Wednesday, December 9, 2009

Emmett Till Audio Book Release Set For January


14-year-old Emmett Till, Lynched in the Mississippi Delta, Aug. 28, 1955

News Release
Wednesday, December 09, 2009

Contact: Susan Klopfer
505-728-7924 (cell)
sklopfer@gmail.com
www.susanklopfer.com



“I interviewed the mortuary assistant who worked all night back in 1955 to prepare Emmett Till’s body as best he could for Emmett’s mother, before he put it on the train to be shipped back to Chicago. While meeting several such eyewitnesses to history and discovering new information about this cold case and others, I knew it was time to write this book.” −Who Killed Emmett Till, Susan Klopfer


Emmett Till Audio Book Set For January Release


Release of the first audio book of the Emmett Till story − Who Killed Emmett Till? − is set for January 15, in time for February’s Black History month.

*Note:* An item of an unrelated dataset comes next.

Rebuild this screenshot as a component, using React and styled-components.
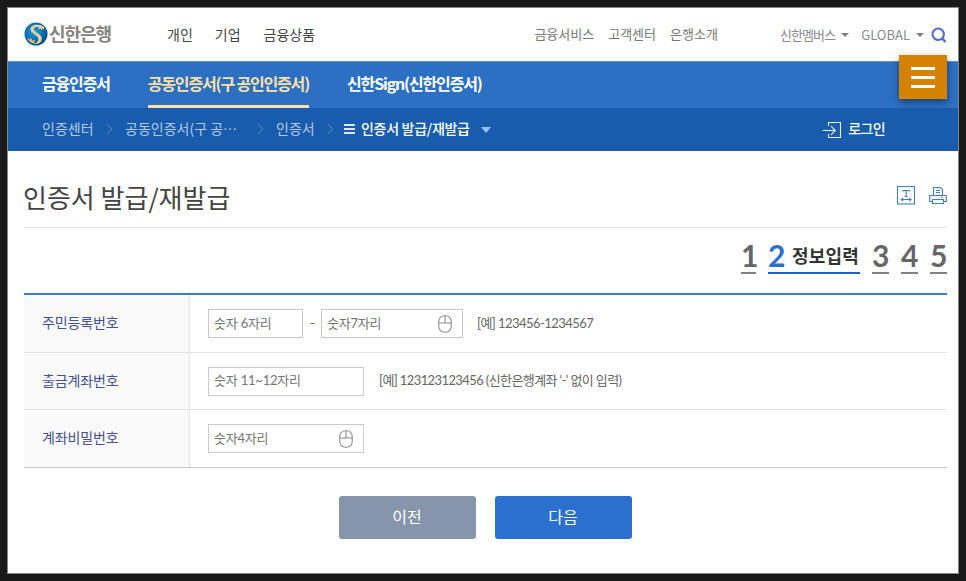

The story of Till, a 14-year-old Chicago boy killed in the Mississippi Delta in the summer of 1955, has resurfaced as the FBI continues to focus on this and other cold cases from the modern civil rights movement.

“Emmett Till’s lynching sparked the modern civil rights movement. There are many people who still do not know this important story and this audio book will help fill the gap,” Susan Klopfer, the book’s author, said.

While visiting the home of his uncle, in the small cotton town of Money, Emmett Till, his cousin, and several other black youth went into the town’s general store. What actually happened is still disputed, Klopfer says, but according to several versions, Till was dared by one of the other boys to flirt with white store owner’s wife, 21-year-old Carolyn Bryant.

“Some accounts state he whistled at her while others say he grabbed her hand and said ‘Bye, baby,’ as he left.”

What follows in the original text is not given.